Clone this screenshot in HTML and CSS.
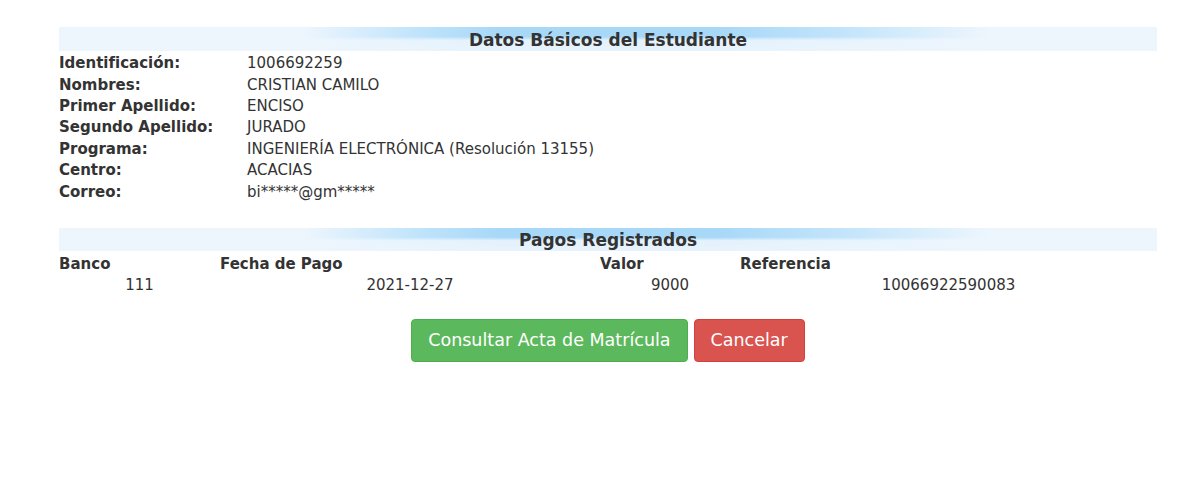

...

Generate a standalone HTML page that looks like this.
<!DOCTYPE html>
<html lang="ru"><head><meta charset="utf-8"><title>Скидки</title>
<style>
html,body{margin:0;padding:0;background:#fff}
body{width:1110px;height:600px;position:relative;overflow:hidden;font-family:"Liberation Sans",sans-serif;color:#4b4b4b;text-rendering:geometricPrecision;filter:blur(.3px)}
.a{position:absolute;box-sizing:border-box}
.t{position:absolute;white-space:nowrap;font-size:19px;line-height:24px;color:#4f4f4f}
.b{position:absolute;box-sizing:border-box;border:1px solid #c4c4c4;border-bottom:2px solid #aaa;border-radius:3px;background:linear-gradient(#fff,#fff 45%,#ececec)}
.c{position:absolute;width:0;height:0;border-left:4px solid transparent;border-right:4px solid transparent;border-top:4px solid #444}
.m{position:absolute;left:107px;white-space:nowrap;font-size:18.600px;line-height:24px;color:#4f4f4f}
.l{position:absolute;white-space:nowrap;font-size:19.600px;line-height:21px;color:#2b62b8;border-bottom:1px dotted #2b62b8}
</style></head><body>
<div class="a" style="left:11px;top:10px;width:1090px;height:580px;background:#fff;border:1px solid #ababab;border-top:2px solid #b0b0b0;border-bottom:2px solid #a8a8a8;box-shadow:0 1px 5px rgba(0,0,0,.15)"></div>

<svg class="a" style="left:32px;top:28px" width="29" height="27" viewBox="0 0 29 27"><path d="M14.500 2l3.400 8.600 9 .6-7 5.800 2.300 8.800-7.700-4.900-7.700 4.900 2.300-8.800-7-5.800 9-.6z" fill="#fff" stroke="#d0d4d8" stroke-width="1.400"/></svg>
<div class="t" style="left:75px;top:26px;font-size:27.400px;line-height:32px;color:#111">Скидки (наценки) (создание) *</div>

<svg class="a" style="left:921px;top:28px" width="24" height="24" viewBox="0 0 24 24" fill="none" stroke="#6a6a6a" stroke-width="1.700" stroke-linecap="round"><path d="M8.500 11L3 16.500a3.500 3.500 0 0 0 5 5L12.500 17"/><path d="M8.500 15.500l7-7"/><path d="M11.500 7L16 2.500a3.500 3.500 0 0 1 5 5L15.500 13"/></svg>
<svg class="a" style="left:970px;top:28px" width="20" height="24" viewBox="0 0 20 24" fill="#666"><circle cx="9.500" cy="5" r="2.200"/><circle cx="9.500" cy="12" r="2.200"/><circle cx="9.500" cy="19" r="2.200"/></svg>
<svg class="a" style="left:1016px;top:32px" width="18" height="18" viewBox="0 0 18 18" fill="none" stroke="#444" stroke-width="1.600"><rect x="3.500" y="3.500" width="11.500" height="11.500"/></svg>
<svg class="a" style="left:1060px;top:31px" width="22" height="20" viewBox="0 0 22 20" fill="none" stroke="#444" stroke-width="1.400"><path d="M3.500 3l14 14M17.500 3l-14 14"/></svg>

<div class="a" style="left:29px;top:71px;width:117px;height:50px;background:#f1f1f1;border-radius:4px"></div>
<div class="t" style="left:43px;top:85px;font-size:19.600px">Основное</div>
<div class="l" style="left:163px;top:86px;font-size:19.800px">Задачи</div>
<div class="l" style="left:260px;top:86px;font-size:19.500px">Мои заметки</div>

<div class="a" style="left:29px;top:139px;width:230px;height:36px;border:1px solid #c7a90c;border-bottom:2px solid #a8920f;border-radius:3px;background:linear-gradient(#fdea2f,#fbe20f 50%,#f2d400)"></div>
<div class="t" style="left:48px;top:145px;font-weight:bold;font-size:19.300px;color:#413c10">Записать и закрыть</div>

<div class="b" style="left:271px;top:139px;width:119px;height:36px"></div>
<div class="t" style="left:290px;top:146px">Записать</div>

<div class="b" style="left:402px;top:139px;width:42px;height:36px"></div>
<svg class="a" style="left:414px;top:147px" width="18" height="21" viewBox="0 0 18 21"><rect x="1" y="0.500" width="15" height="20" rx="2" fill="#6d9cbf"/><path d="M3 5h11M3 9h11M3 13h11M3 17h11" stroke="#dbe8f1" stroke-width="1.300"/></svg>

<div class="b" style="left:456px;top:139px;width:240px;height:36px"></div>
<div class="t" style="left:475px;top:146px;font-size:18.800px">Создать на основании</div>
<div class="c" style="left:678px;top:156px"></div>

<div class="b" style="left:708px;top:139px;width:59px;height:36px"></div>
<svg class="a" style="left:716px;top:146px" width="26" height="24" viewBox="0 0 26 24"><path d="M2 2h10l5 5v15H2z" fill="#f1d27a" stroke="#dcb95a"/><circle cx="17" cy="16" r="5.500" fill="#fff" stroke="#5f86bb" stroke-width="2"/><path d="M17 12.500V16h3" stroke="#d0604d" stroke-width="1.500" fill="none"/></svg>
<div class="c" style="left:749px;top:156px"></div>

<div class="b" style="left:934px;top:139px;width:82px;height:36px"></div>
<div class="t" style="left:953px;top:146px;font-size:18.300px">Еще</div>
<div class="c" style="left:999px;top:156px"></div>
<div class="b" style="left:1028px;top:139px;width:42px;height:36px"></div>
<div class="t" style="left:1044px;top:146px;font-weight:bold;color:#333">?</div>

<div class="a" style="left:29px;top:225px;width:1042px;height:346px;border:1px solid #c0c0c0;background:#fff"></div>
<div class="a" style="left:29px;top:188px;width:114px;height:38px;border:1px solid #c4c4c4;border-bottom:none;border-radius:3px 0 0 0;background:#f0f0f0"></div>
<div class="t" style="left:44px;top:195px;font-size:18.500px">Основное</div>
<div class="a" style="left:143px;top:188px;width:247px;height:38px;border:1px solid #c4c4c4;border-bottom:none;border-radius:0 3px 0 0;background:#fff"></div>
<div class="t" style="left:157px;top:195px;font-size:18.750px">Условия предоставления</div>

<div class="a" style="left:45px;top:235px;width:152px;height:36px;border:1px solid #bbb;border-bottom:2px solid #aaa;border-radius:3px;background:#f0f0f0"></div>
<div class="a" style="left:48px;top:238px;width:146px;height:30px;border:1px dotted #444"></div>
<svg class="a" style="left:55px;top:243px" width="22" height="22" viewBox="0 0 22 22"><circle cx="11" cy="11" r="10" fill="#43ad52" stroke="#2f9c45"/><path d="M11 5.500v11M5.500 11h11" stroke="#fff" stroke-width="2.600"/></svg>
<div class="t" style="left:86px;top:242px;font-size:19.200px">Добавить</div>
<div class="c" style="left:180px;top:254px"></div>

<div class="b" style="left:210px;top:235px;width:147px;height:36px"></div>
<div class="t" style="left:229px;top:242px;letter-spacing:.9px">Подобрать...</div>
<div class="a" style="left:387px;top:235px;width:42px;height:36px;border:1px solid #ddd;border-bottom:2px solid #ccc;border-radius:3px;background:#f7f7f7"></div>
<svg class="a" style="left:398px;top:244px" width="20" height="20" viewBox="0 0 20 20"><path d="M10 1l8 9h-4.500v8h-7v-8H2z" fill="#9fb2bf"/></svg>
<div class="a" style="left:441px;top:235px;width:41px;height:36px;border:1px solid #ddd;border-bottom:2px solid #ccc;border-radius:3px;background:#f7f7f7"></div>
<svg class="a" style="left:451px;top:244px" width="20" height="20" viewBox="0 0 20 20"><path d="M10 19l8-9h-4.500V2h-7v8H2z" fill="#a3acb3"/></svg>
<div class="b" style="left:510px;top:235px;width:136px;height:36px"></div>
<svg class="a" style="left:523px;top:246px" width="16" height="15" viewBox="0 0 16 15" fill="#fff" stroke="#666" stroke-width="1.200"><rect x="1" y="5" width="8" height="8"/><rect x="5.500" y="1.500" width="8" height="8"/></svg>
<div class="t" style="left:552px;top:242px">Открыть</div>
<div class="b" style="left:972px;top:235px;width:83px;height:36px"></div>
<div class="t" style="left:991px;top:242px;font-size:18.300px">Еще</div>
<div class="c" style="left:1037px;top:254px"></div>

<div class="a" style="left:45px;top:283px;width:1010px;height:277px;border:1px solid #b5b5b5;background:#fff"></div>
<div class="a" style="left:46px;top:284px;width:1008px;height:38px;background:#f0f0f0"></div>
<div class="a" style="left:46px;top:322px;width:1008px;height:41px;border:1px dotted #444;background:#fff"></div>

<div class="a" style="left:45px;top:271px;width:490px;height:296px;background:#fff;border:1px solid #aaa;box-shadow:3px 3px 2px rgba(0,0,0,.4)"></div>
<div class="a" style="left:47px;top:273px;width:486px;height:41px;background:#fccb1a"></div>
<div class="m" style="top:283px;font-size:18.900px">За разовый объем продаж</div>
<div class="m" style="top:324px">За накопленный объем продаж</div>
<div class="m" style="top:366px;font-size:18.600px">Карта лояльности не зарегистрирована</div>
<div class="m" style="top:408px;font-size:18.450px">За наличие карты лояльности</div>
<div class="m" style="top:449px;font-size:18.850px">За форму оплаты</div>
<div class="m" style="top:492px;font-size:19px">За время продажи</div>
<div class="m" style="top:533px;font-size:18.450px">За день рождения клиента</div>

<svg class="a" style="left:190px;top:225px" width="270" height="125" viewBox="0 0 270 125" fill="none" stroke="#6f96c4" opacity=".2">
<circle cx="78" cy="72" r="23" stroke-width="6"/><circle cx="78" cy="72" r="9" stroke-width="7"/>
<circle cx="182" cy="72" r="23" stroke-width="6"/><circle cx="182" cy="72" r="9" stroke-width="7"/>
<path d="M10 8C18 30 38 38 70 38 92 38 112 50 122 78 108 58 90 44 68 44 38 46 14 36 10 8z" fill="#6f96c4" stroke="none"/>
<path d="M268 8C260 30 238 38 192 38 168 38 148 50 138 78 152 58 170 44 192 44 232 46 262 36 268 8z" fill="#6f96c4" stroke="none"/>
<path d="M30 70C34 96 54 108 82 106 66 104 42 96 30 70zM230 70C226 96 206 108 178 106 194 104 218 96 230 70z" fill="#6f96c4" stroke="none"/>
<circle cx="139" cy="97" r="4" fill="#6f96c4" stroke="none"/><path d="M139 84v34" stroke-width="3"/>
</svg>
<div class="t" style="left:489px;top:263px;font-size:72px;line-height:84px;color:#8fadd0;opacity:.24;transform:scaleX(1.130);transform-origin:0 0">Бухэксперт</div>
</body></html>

Description of the task
Give back exactly the stretch that opens on the line with "Generate a standalone" and closes on the line with "solid #ababab;border-top:2px solid".

Result of the task
Generate a standalone HTML page that looks like this.
<!DOCTYPE html>
<html lang="ru"><head><meta charset="utf-8"><title>Скидки</title>
<style>
html,body{margin:0;padding:0;background:#fff}
body{width:1110px;height:600px;position:relative;overflow:hidden;font-family:"Liberation Sans",sans-serif;color:#4b4b4b;text-rendering:geometricPrecision;filter:blur(.3px)}
.a{position:absolute;box-sizing:border-box}
.t{position:absolute;white-space:nowrap;font-size:19px;line-height:24px;color:#4f4f4f}
.b{position:absolute;box-sizing:border-box;border:1px solid #c4c4c4;border-bottom:2px solid #aaa;border-radius:3px;background:linear-gradient(#fff,#fff 45%,#ececec)}
.c{position:absolute;width:0;height:0;border-left:4px solid transparent;border-right:4px solid transparent;border-top:4px solid #444}
.m{position:absolute;left:107px;white-space:nowrap;font-size:18.600px;line-height:24px;color:#4f4f4f}
.l{position:absolute;white-space:nowrap;font-size:19.600px;line-height:21px;color:#2b62b8;border-bottom:1px dotted #2b62b8}
</style></head><body>
<div class="a" style="left:11px;top:10px;width:1090px;height:580px;background:#fff;border:1px solid #ababab;border-top:2px solid #b0b0b0;border-bottom:2px solid #a8a8a8;box-shadow:0 1px 5px rgba(0,0,0,.15)"></div>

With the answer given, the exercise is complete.